Hello, and welcome to this week’s design diary. This one is a bit more about our process of building the game than describing the game itself. In particular, I’m going to talk about what we’re doing at the moment on the design team, which is figuring out how to build the game’s campaign.
What is the Card Hunter campaign? Well, basically, it’s a series of modules of increasing difficulty. Each module presents a new set of challenges because it contains new monsters or new combinations of monsters as well as new maps. If we do our job right, that’s going to present new deck building challenges to you, the player. And, as you go, you’ll get new tools to build those decks as your characters level up and find new items to use. So, how do we go about figuring out what challenges to create and when to throw them at you?
One way we’re doing this is by starting with the player tools, that is, the things the player can do. Of course, being a card game, the tools are the cards. We have a big set of about 250 cards that we’ve been playing with for almost a year now, gradually refining and tuning. That set is not finished yet by any means, but it’s a pretty good starting point. So, what we do is look through that set and try to analyse what mechanics are represented by the cards in there.
Let’s take an example. Here’s a card you haven’t seen before:
OK, so that’s Devastating Bash – a nice card.
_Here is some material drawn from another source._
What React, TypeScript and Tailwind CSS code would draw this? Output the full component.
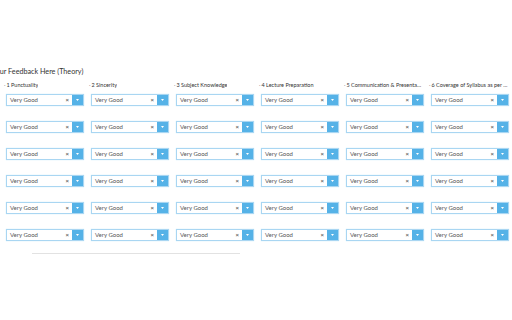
import React from 'react';

const criteria = [
  '1 Punctuality',
  '2 Sincerity',
  '3 Subject Knowledge',
  '4 Lecture Preparation',
  '5 Communication & Presentation Skills',
  '6 Coverage of Syllabus as per schedule',
];

const rows = [0, 1, 2, 3, 4, 5];

const RatingSelect: React.FC<{ value: string }> = ({ value }) => (
  <div className="flex h-[12px] w-[78px] border border-[#a9d6f2] bg-white shadow-[0_0_1px_#bfe3f7]">
    <div className="flex flex-1 items-center justify-between pl-[3px] pr-[3px] min-w-0">
      <span className="text-[6px] leading-none text-[#555]">{value}</span>
      <span className="text-[6px] leading-none font-bold text-[#666]">×</span>
    </div>
    <div className="flex w-[11px] items-center justify-center bg-[#55b2e7]">
      <svg width="3" height="2" viewBox="0 0 3 2">
        <path d="M0 0 L3 0 L1.5 2 Z" fill="#ffffff" />
      </svg>
    </div>
  </div>
);

export default function App() {
  return (
    <div className="h-[320px] w-[512px] overflow-hidden bg-white font-['Lato','Liberation_Sans',sans-serif]">
      <div className="pt-[67px]">
        <h2 className="-ml-[8px] h-[9px] text-[7.2px] leading-[9px] text-[#333] whitespace-nowrap">
          Your Feedback Here (Theory)
        </h2>
        <div className="mt-[5px] grid grid-cols-[repeat(6,85px)] pl-[4px]">
          {criteria.map((c) => (
            <div key={c} className="flex flex-col">
              <div className="flex h-[9px] w-[80px] items-center gap-[1px] text-[5.5px] leading-none text-[#333]">
                <span className="text-[#999]">·</span>
                <span className="truncate">{c}</span>
              </div>
              <div className="mt-[4px] flex flex-col gap-[15px] pl-[2px]">
                {rows.map((r) => (
                  <RatingSelect key={r} value="Very Good" />
                ))}
              </div>
            </div>
          ))}
        </div>
        <div className="ml-[32px] mt-[12px] h-px w-[208px] bg-[#e2e2e2]" />
      </div>
    </div>
  );
}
Actually, it’s probably a bit over-powered and we’ve been talking about moving it up a quality grade or nerfing it a bit, but that’s another story. Anyway, what is there to say about Devastating Bash? Well, the way we analyse this card is to put it into a group we call “cards that penalize your opponent for having revealed cards”. Is that just another more long-winded way of describing the card though? No, well, the point is that there are other cards that basically do the same thing. So, there might be a “Slightly Less Devastating Bash” (not a real card) that has the same text but only does 5 damage. For our purposes right now, that’s the same kind of player tool.
More interestingly, we might also put a card like this into the same basket.
It’s a pretty different (and very powerful) card, but you can see that it fits the same theme of something that punishes your opponent for having revealed cards.
OK, so what’s the purpose of this? Well, the next step we take is to try to figure out what use that mechanism is to the player. How can they exploit it?
In this case, here’s the list we came up with:
- Good with cards that force your opponent to reveal cards (a synergistic opportunity).
- Good against enemies that use a lot of Armor, since Armor cards are revealed and put back into hand when they are triggered.
- Good against enemies whose decks tend to reveal cards. For example, a monster whose deck contains lots of Bash or Crushing Gauntlet cards, since those cards also reveal themselves when they are used.
Now I think you can see where we’re going with this. We use this list to help us generate monster decks or challenges that we dish out in parallel with the tools for overcoming those challenges. So, if we decide that we’re going to first introduce these kinds of cards at, say, level 15, we might then decide to create an adventure at or around there which has a monster with a deck that is vulnerable to these kinds of cards.
For example, we might create an Ogre Bruiser monster whose deck contains lots of Crushing Gauntlets. When you first encounter this monster, he might come as a nasty shock as he dishes out lots of damage. Then you have a think, dig through your item set and find that Aureate Mace that you picked up a few adventures back and think “hmm… this Devastating Bash might be a nice trick to pull on that Ogre”. Later in the game when you find an Orb of Confusion with the even more powerful Dazing Bolt in its card suite, you have a better version of the same tool.
Of course, this being a strategy game, not a puzzle game, we’re never going to build something that requires you to use these cards. Instead, we’ll put the tools in front of you and provide you that option.
No doubt, many of you will find other ways to beat these monsters or you’ll find other more interesting ways to exploit these card mechanics. That’s the fun of strategy gaming!